The job of the Local Electors would be a political one. They would be the elected government representatives for members of a community, and would serve as the link between that community and the government at the local, state, and national levels. They would therefore have responsibilities within the community and within each level of government. Local Electors would be full-time employees of the state government.
Here are some initial thoughts about the job description of Local Electors and some related considerations. Ultimately the job description would be determined by the states and the communities themselves, with some guidance from the Department of Communities (DCM). Much public discussion will be needed in order to flesh this out.
Local Electors Within Their Community
Local Electors would be responsible for holding regular community meetings that would serve as a forum for citizens to interact with their Local Elector and with one another in a formal setting. Each community would undoubtedly develop its own unique meeting style, but meetings would need to serve as a way for members of the community to voice their public needs and concerns (issues).
Self-government would begin with individuals presenting the issues they care about to their community. It would be the beginning of a process that would allow individuals to affect government policy. Issues that gain the support of others would gradually rise to the top and become policy, while issues that fail to get support would not make it through the process.

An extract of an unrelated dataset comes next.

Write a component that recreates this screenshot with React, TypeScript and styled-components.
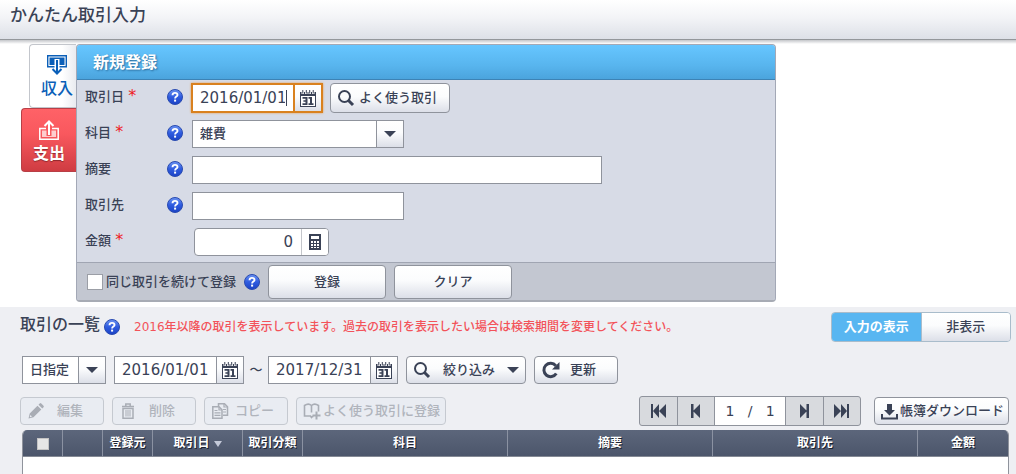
import React from "react";
import styled, { createGlobalStyle, css } from "styled-components";

const ink = "#3a4256";
const line = "#8f939c";
const face = "linear-gradient(#ffffff 0%, #fbfcfd 45%, #dcdfe8 100%)";

const GlobalStyle = createGlobalStyle`
  *, *::before, *::after { box-sizing: border-box; }
  html, body { margin: 0; padding: 0; }
  body {
    background: #eeeff3;
    color: ${ink};
    font-family: "DejaVu Sans", "Noto Sans CJK JP", sans-serif;
    font-size: 13px;
    line-height: 20px;
    font-weight: 500;
  }
  button, input, select { font: inherit; color: inherit; margin: 0; }
  svg { display: block; flex: none; }
`;

const Page = styled.div`
  display: flex;
  flex-direction: column;
  min-height: 100vh;
`;

const PageHeader = styled.header`
  height: 40px;
  padding: 3px 10px 0;
  background: linear-gradient(#ffffff, #f3f4f7 45%, #dde0e7);
  border-bottom: 1px solid #94979b;
`;

const PageTitle = styled.h1`
  margin: 0;
  font-size: 17px;
  line-height: 24px;
  font-weight: 500;
`;

const EntryArea = styled.section`
  display: flex;
  align-items: flex-start;
  padding: 4px 20px 5px 21px;
  background: linear-gradient(#c4c6ca, #ffffff 4px);
`;

const Tabs = styled.div`
  display: flex;
  flex-direction: column;
  align-items: flex-end;
  flex: none;
  width: 55px;
`;

const Tab = styled.button<{ $active?: boolean }>`
  display: flex;
  flex-direction: column;
  align-items: center;
  width: ${(p) => (p.$active ? 55 : 47)}px;
  height: 64px;
  padding: ${(p) => (p.$active ? "11px" : "10px")} 0 0;
  gap: 2px;
  border: 1px solid ${(p) => (p.$active ? "#b83f46" : "#c3c6cc")};
  border-right: 0;
  border-radius: 4px 0 0 4px;
  font-size: 16px;
  line-height: 24px;
  white-space: nowrap;
  color: ${(p) => (p.$active ? "#ffffff" : "#0b5fb8")};
  background: ${(p) =>
    p.$active
      ? "linear-gradient(#ff6267, #f9585e 40%, #cf3c42)"
      : "linear-gradient(90deg, #ffffff 70%, #e9ebf0)"};
  ${(p) =>
    p.$active &&
    css`
      font-weight: 700;
      text-shadow: 0 1px 1px #8e2a2e;
    `}
  ${(p) => !p.$active && "padding-left: 8px;"}
`;

const Panel = styled.form`
  flex: 0 1 700px;
  min-width: 0;
  border: 1px solid #a3a8b6;
  border-bottom: 2px solid #a7abb4;
  border-radius: 4px;
  background: #d7dbe6;
  overflow: hidden;
`;

const PanelTitle = styled.h2`
  margin: 0;
  height: 35px;
  padding: 6px 16px 0;
  font-size: 16px;
  line-height: 24px;
  font-weight: 700;
  color: #ffffff;
  text-shadow: 1px 1px 2px #2c6c9c;
  background: linear-gradient(#66c6ff, #58b5ee 60%, #4ba4dd);
  border-bottom: 1px solid #3d83b5;
`;

const Fields = styled.div`
  padding-bottom: 2px;
`;

const FieldRow = styled.div`
  display: flex;
  align-items: center;
  height: 36px;
  padding-left: 8px;
`;

const FieldLabel = styled.label`
  width: 82px;
  padding-bottom: 2px;
  white-space: pre;
`;

const Required = styled.span`
  color: #ee1c24;
  font-size: 16px;
  line-height: 16px;
`;

const HelpSlot = styled.span`
  display: flex;
  width: 25px;
  padding-bottom: 2px;
`;

const HelpButton = styled.button`
  display: block;
  flex: none;
  padding: 0;
  border: 0;
  background: none;
`;

const TextField = styled.input<{ $width: number }>`
  width: ${(p) => p.$width}px;
  height: 28px;
  padding: 0 8px;
  border: 1px solid ${line};
  background: #ffffff;
  outline: none;
`;

const Group = styled.div<{ $width: number; $focus?: boolean; $round?: boolean }>`
  display: flex;
  flex: none;
  width: ${(p) => p.$width}px;
  height: ${(p) => (p.$focus ? 30 : 28)}px;
  border: ${(p) => (p.$focus ? "2px solid #d9811f" : `1px solid ${line}`)};
  border-radius: ${(p) => (p.$round ? 4 : 0)}px;
  background: #ffffff;
  overflow: hidden;
  ${(p) => p.$focus && "box-shadow: 0 0 2px #e9a04f; margin: 0 7px 0 -1px;"}
  ${(p) => p.$round && "margin-left: 2px;"}
`;

const InputCell = styled.div`
  display: grid;
  flex: 1;
  min-width: 0;
  align-items: center;
  > * { grid-area: 1 / 1; }
`;

const GroupInput = styled.input<{ $right?: boolean }>`
  width: 100%;
  min-width: 0;
  height: 100%;
  padding: 0 8px 0 7px;
  border: 0;
  outline: none;
  background: none;
  font-size: 15px;
  text-align: ${(p) => (p.$right ? "right" : "left")};
`;

const Caret = styled.span`
  justify-self: end;
  width: 1px;
  height: 16px;
  margin-right: 6px;
  background: ${ink};
`;

const GroupButton = styled.button<{ $focus?: boolean; $plain?: boolean }>`
  display: flex;
  flex: none;
  align-items: center;
  justify-content: center;
  width: ${(p) => (p.$focus ? 28 : 27)}px;
  padding: 0;
  border: 0;
  border-left: ${(p) =>
    p.$focus ? "2px solid #d9811f" : `1px solid ${p.$plain ? "#c4c6cb" : line}`};
  background: ${(p) => (p.$plain ? "#ffffff" : face)};
`;

const SelectBox = styled.div<{ $width: number }>`
  display: grid;
  flex: none;
  width: ${(p) => p.$width}px;
  height: 28px;
  border: 1px solid ${line};
  background: #ffffff;
  > * { grid-area: 1 / 1; }
`;

const Select = styled.select`
  appearance: none;
  width: 100%;
  height: 26px;
  padding: 0 28px 0 7px;
  border: 0;
  outline: none;
  background: none;
`;

const SelectArrow = styled.span`
  display: flex;
  align-items: center;
  justify-content: center;
  justify-self: end;
  width: 27px;
  border-left: 1px solid ${line};
  background: ${face};
  pointer-events: none;
`;

const Button = styled.button<{ $width: number; $tall?: number; $gap?: number; $center?: boolean }>`
  display: flex;
  flex: none;
  align-items: center;
  justify-content: ${(p) => (p.$center ? "center" : "flex-start")};
  gap: ${(p) => p.$gap ?? 4}px;
  width: ${(p) => p.$width}px;
  height: ${(p) => p.$tall ?? 28}px;
  padding: 0 6px;
  border: 1px solid ${line};
  border-radius: 4px;
  background: ${face};
  white-space: nowrap;
  &:disabled {
    color: #b0b4bc;
    border-color: #c5c9d0;
    background: #e9ecf2;
  }
`;

const PanelFooter = styled.div`
  display: flex;
  align-items: center;
  gap: 8px;
  height: 38px;
  padding: 0 10px;
  background: #c3c7d1;
  border-top: 1px solid #a0a5b2;
`;

const CheckLabel = styled.label`
  display: flex;
  align-items: center;
  gap: 3px;
  white-space: nowrap;
`;

const Check = styled.input<{ $small?: boolean }>`
  appearance: none;
  display: inline-block;
  vertical-align: middle;
  width: ${(p) => (p.$small ? 12 : 16)}px;
  height: ${(p) => (p.$small ? 12 : 16)}px;
  border: 1px solid ${(p) => (p.$small ? "#c4c4c4" : "#9b9ea6")};
  background: ${(p) => (p.$small ? "#e6e6e6" : "#ffffff")};
`;

const ListArea = styled.section`
  display: flex;
  flex: 1;
  flex-direction: column;
  padding: 5px 5px 0 20px;
`;

const ListHead = styled.div`
  display: flex;
  align-items: center;
  height: 30px;
`;

const ListTitle = styled.h2`
  margin: 0 4px 4px 0;
  font-size: 16px;
  line-height: 24px;
  font-weight: 500;
  white-space: nowrap;
`;

const Notice = styled.p`
  flex: 1;
  margin: 0 0 0 14px;
  font-size: 12px;
  color: #f3535a;
  white-space: nowrap;
`;

const Toggle = styled.div`
  display: flex;
  flex: none;
  width: 180px;
  height: 30px;
  border: 1px solid #a9bccb;
  border-radius: 4px;
  overflow: hidden;
`;

const ToggleButton = styled.button<{ $active?: boolean }>`
  flex: 1;
  padding: 0;
  border: 0;
  font-weight: ${(p) => (p.$active ? 700 : 500)};
  color: ${(p) => (p.$active ? "#ffffff" : ink)};
  background: ${(p) => (p.$active ? "#58b6f1" : face)};
  border-left: ${(p) => (p.$active ? "0" : "1px solid #a9bccb")};
`;

const FilterBar = styled.div`
  display: flex;
  align-items: center;
  gap: 8px;
  margin-top: 14px;
  padding-left: 2px;
`;

const Range = styled.div`
  display: flex;
  align-items: center;
`;

const RangeMark = styled.span`
  width: 24px;
  text-align: center;
`;

const ActionBar = styled.div`
  display: flex;
  align-items: center;
  gap: 8px;
  height: 30px;
  margin: 12px 2px 4px 0;
`;

const Pager = styled.nav`
  display: flex;
  flex: none;
  width: 222px;
  height: 30px;
  margin: 0 5px 0 auto;
  border: 1px solid ${line};
  border-radius: 3px;
  background: #d8dade;
  overflow: hidden;
`;

const PagerButton = styled.button`
  display: flex;
  flex: 1;
  align-items: center;
  justify-content: center;
  padding: 0;
  border: 0;
  background: none;
  & + & { border-left: 1px solid ${line}; }
`;

const PagerText = styled.span`
  width: 72px;
  border: solid ${line};
  border-width: 0 1px;
  background: #ffffff;
  font-size: 14px;
  line-height: 28px;
  text-align: center;
  white-space: pre;
`;

const TableFrame = styled.div`
  flex: 1;
  margin: 0 2px;
  border: solid ${line};
  border-width: 0 1px;
  border-radius: 5px 5px 0 0;
  background: #ffffff;
  overflow: hidden;
`;

const Table = styled.table`
  width: 100%;
  table-layout: fixed;
  border-collapse: separate;
  border-spacing: 0;
`;

const HeadCell = styled.th<{ $width?: number }>`
  width: ${(p) => (p.$width ? `${p.$width}px` : "auto")};
  height: 27px;
  padding: 0;
  border-right: 1px solid #8b92a2;
  border-bottom: 1px solid #858a95;
  background: linear-gradient(#5c667b, #4c566b);
  color: #ffffff;
  font-size: 12px;
  line-height: 20px;
  font-weight: 700;
  text-shadow: 1px 1px 0 #1c2230;
  white-space: nowrap;
  &:last-child { border-right: 0; }
`;

const SortMark = styled.span`
  display: inline-block;
  margin-left: 4px;
  border: solid transparent;
  border-width: 6px 4px 0;
  border-top-color: #c3c9d8;
`;

const Help = () => (
  <HelpButton type="button" aria-label="ヘルプ">
    <svg width="16" height="16" viewBox="0 0 16 16">
      <defs>
        <linearGradient id="helpFill" x1="0" y1="0" x2="0" y2="1">
          <stop offset="0" stopColor="#6c94f2" />
          <stop offset="0.5" stopColor="#2f5ce0" />
          <stop offset="1" stopColor="#1a42c4" />
        </linearGradient>
      </defs>
      <circle cx="8" cy="8" r="7.5" fill="url(#helpFill)" stroke="#2a4bb0" strokeWidth="1" />
      <path d="M5.5 6.2C5.6 4.7 6.600 3.900 8 3.900C9.500 3.900 10.500 4.700 10.500 5.900C10.500 7.600 8.100 7.500 8.100 9.500" fill="none" stroke="#fff" strokeWidth="1.900" />
      <rect x="7.100" y="10.600" width="2" height="2" fill="#fff" />
    </svg>
  </HelpButton>
);

const CalendarIcon = () => (
  <svg width="16" height="17" viewBox="0 0 16 17">
    <path d="M0 2h1.500v2H4V2h1v2h2.500V2h1v2H11V2h1v2h2.500V2H16v15H0z" fill={ink} />
    <path d="M2.300 0h1v3.500h-1zM5.800 0h1v3.500h-1zM9.200 0h1v3.500h-1zM12.700 0h1v3.500h-1z" fill={ink} />
    <rect x="1" y="6" width="14" height="10" fill="#fff" />
    <path d="M2.500 7H7.500V15H2.500V13.300H5.500V11.800H3.400V10.200H5.500V8.700H2.500zM8.500 7H12V13.300H13.500V15H8.500V13.300H10V8.700H8.500z" fill={ink} />
  </svg>
);

const SearchIcon = () => (
  <svg width="18" height="18" viewBox="0 0 18 18" fill="none" stroke={ink}>
    <circle cx="7.500" cy="7.500" r="5.500" strokeWidth="2" />
    <path d="M11.500 11.500L16 16" strokeWidth="3" />
  </svg>
);

const DownIcon = () => (
  <svg width="12" height="6" viewBox="0 0 12 6">
    <path d="M0 0h12L6 6z" fill={ink} />
  </svg>
);

const CalculatorIcon = () => (
  <svg width="12" height="16" viewBox="0 0 12 16">
    <path d="M0 0h12v16H0z" fill={ink} />
    <path
      d="M2 2h8v3H2zM2 7h2v2H2zM5 7h2v2H5zM8 7h2v2H8zM2 10h2v2H2zM5 10h2v2H5zM8 10h2v2H8zM2 13h2v1H2zM5 13h2v1H5zM8 13h2v1H8z"
      fill="#fff"
    />
  </svg>
);

const RefreshIcon = () => (
  <svg width="19" height="18" viewBox="0 0 19 18">
    <path d="M14.800 4.700A6.700 6.700 0 1 0 15.300 12.500" fill="none" stroke={ink} strokeWidth="3" />
    <path d="M18.500 1v7.500h-7.500z" fill={ink} />
  </svg>
);

const IncomeIcon = () => (
  <svg width="20" height="20" viewBox="0 0 20 20" fill="none" stroke="#0b5fb8">
    <path d="M.7.700h18.600v11H.7z" strokeWidth="1.400" />
    <path d="M2.500 2.500h15v7.500h-15z" fill="#0b5fb8" stroke="none" />
    <path d="M10 4v10" stroke="#fff" strokeWidth="5" />
    <path d="M10 5v13M5.500 14l4.500 4.500 4.500-4.500" strokeWidth="2" />
  </svg>
);

const ExpenseIcon = () => (
  <svg width="20" height="20" viewBox="0 0 20 20" fill="none" stroke="#fff">
    <path d="M7 8.500H.8v10.700h18.400V8.500H13" strokeWidth="1.500" />
    <path d="M3 10.500h4.500v5.500h5v-5.500H17v6.500H3z" fill="#fff" opacity="0.700" stroke="none" />
    <path d="M10 15V2M5.500 6L10 1.500 14.500 6" strokeWidth="2" />
  </svg>
);

const PencilIcon = () => (
  <svg width="18" height="18" viewBox="0 0 18 18" fill="#a9adb5">
    <path d="M1.500 16.500l1.200-5L10.500 3.700l3.800 3.800-7.800 7.800zM11.500 2.700l1.200-1.200q.8-.8 1.600 0l2.200 2.200q.8.800 0 1.600l-1.200 1.200z" />
    <path d="M3.400 13l1.600 1.600-1.800.6-.4-.4z" fill="#e9ecf2" />
  </svg>
);

const TrashIcon = () => (
  <svg width="18" height="18" viewBox="0 0 18 18" fill="none" stroke="#a9adb5">
    <path d="M3 4.500h12M6.800 4V2h4.400v2M4 6.500V16.200h10V6.500z" strokeWidth="1.500" />
    <path d="M7 8v6.500M9 8v6.500M11 8v6.500" strokeWidth="1" />
  </svg>
);

const CopyIcon = () => (
  <svg width="18" height="18" viewBox="0 0 18 18" fill="none" stroke="#a9adb5">
    <path d="M7.500 4.500V1.800h6l3 3v8.400H12" strokeWidth="1.500" />
    <path d="M1.800 4.800h6.200l3 3v8.400H1.800z" strokeWidth="1.500" />
    <path d="M8 5v3h3M13 2v3h3M3.500 8.500h3M3.500 10.900h6M3.500 13.300h6M12 7.500h3M12 10h3" strokeWidth="1.200" />
  </svg>
);

const BookIcon = () => (
  <svg width="18" height="18" viewBox="0 0 18 18" fill="none" stroke="#a9adb5">
    <path d="M10.500 14.500H9.500L8.500 15.500 7.500 14H1.500V3.500Q5.500.800 8.500 3.500 11.500.800 15.500 3.500V9.500M8.500 3.500V10.500" strokeWidth="1.600" />
    <path d="M13.500 9.500v8M9.500 13.500h8" strokeWidth="2" />
  </svg>
);

const DownloadIcon = () => (
  <svg width="17" height="17" viewBox="0 0 17 17" fill={ink}>
    <path d="M6 1h5v6h3L8.500 12.500 3 7h3zM0 11h2v3.500h13V11h2v5.500H0z" />
  </svg>
);

const PagerIcon = ({ kind }: { kind: "first" | "prev" | "next" | "last" }) => {
  const paths = {
    first: "M1 0h2v14H1zM9 0v14L3 7zM16 0v14L9 7z",
    prev: "M4 0h2.500v14H4zM13 0v14L6 7z",
    next: "M13 0h-2.500v14H13zM4 0v14l7-7z",
    last: "M16 0h-2v14h2zM8 0v14l6-7zM1 0v14l7-7z",
  };
  return (
    <svg width="17" height="14" viewBox="0 0 17 14">
      <path d={paths[kind]} fill={ink} />
    </svg>
  );
};

const DateField = ({ label, value }: { label: string; value: string }) => (
  <Group $width={130}>
    <GroupInput aria-label={label} defaultValue={value} />
    <GroupButton type="button" aria-label="カレンダー">
      <CalendarIcon />
    </GroupButton>
  </Group>
);

const columns: { name: string; width?: number; sorted?: boolean }[] = [
  { name: "登録元", width: 50 },
  { name: "取引日", width: 90, sorted: true },
  { name: "取引分類", width: 60 },
  { name: "科目" },
  { name: "摘要" },
  { name: "取引先" },
  { name: "金額", width: 90 },
];

export default function App() {
  return (
    <>
      <GlobalStyle />
      <Page>
        <PageHeader>
          <PageTitle>かんたん取引入力</PageTitle>
        </PageHeader>

        <EntryArea>
          <Tabs>
            <Tab type="button">
              <IncomeIcon />
              収入
            </Tab>
            <Tab type="button" $active>
              <ExpenseIcon />
              支出
            </Tab>
          </Tabs>
          <Panel onSubmit={(e) => e.preventDefault()}>
            <PanelTitle>新規登録</PanelTitle>
            <Fields>
              <FieldRow>
                <FieldLabel htmlFor="date">
                  取引日 <Required>*</Required>
                </FieldLabel>
                <HelpSlot><Help /></HelpSlot>
                <Group $width={132} $focus>
                  <InputCell>
                    <GroupInput id="date" defaultValue="2016/01/01" />
                    <Caret />
                  </InputCell>
                  <GroupButton type="button" $focus aria-label="カレンダー">
                    <CalendarIcon />
                  </GroupButton>
                </Group>
                <Button type="button" $width={120} $tall={30}>
                  <SearchIcon />
                  よく使う取引
                </Button>
              </FieldRow>
              <FieldRow>
                <FieldLabel htmlFor="account">
                  科目 <Required>*</Required>
                </FieldLabel>
                <HelpSlot><Help /></HelpSlot>
                <SelectBox $width={212}>
                  <Select id="account" defaultValue="雑費">
                    <option>雑費</option>
                  </Select>
                  <SelectArrow><DownIcon /></SelectArrow>
                </SelectBox>
              </FieldRow>
              <FieldRow>
                <FieldLabel htmlFor="summary">摘要</FieldLabel>
                <HelpSlot><Help /></HelpSlot>
                <TextField id="summary" $width={410} />
              </FieldRow>
              <FieldRow>
                <FieldLabel htmlFor="partner">取引先</FieldLabel>
                <HelpSlot><Help /></HelpSlot>
                <TextField id="partner" $width={212} />
              </FieldRow>
              <FieldRow>
                <FieldLabel htmlFor="amount">
                  金額 <Required>*</Required>
                </FieldLabel>
                <HelpSlot />
                <Group $width={135} $round>
                  <GroupInput id="amount" defaultValue="0" $right />
                  <GroupButton type="button" $plain aria-label="電卓">
                    <CalculatorIcon />
                  </GroupButton>
                </Group>
              </FieldRow>
            </Fields>
            <PanelFooter>
              <CheckLabel>
                <Check type="checkbox" />
                同じ取引を続けて登録
              </CheckLabel>
              <Help />
              <Button type="submit" $width={118} $tall={34} $center>登録</Button>
              <Button type="reset" $width={118} $tall={34} $center>クリア</Button>
            </PanelFooter>
          </Panel>
        </EntryArea>

        <ListArea>
          <ListHead>
            <ListTitle>取引の一覧</ListTitle>
            <Help />
            <Notice>
              2016年以降の取引を表示しています。過去の取引を表示したい場合は検索期間を変更してください。
            </Notice>
            <Toggle>
              <ToggleButton type="button" $active>入力の表示</ToggleButton>
              <ToggleButton type="button">非表示</ToggleButton>
            </Toggle>
          </ListHead>

          <FilterBar>
            <SelectBox $width={84}>
              <Select aria-label="期間の種類" defaultValue="日指定">
                <option>日指定</option>
              </Select>
              <SelectArrow><DownIcon /></SelectArrow>
            </SelectBox>
            <Range>
              <DateField label="開始日" value="2016/01/01" />
              <RangeMark>～</RangeMark>
              <DateField label="終了日" value="2017/12/31" />
            </Range>
            <Button type="button" $width={120} $gap={12}>
              <SearchIcon />
              絞り込み
              <DownIcon />
            </Button>
            <Button type="button" $width={84} $gap={10}>
              <RefreshIcon />
              更新
            </Button>
          </FilterBar>

          <ActionBar>
            <Button type="button" $width={84} $gap={12} disabled><PencilIcon />編集</Button>
            <Button type="button" $width={84} $gap={12} disabled><TrashIcon />削除</Button>
            <Button type="button" $width={84} $gap={6} disabled><CopyIcon />コピー</Button>
            <Button type="button" $width={150} $gap={2} disabled><BookIcon />よく使う取引に登録</Button>
            <Pager aria-label="ページ">
              <PagerButton type="button" aria-label="最初"><PagerIcon kind="first" /></PagerButton>
              <PagerButton type="button" aria-label="前"><PagerIcon kind="prev" /></PagerButton>
              <PagerText>{"1   /   1"}</PagerText>
              <PagerButton type="button" aria-label="次"><PagerIcon kind="next" /></PagerButton>
              <PagerButton type="button" aria-label="最後"><PagerIcon kind="last" /></PagerButton>
            </Pager>
            <Button type="button" $width={135} $gap={2}><DownloadIcon />帳簿ダウンロード</Button>
          </ActionBar>

          <TableFrame>
            <Table>
              <thead>
                <tr>
                  <HeadCell $width={40}>
                    <Check type="checkbox" $small aria-label="すべて選択" />
                  </HeadCell>
                  <HeadCell $width={40} />
                  {columns.map((c) => (
                    <HeadCell key={c.name} $width={c.width}>
                      {c.name}
                      {c.sorted && <SortMark />}
                    </HeadCell>
                  ))}
                </tr>
              </thead>
            </Table>
          </TableFrame>
        </ListArea>
      </Page>
    </>
  );
}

Here is an example of how this process might work. If a citizen has an issue he would like to present to the community, his first step would be to tell other community members about it, to find out what they think, and to attempt to build support. If others support the issue and believe it should be raised to the entire community, they could either work with the Local Elector or the Community Leadership Board (CLB) to get it on the agenda, or be given the opportunity to raise it during a designated portion of the meeting.
When the issue is raised, the community would have a discussion. Members would have a chance to express their opinion, and one or more votes might be cast. (Voting could be simplified with a wireless audience response system.) The community could decide that the issue should be handled within the community, escalated to the government for further consideration, or be closed and no longer considered. If the community agrees the issue should be escalated to the government, the Local Elector would be responsible for building support for it beyond the community and presenting it to the appropriate office holder.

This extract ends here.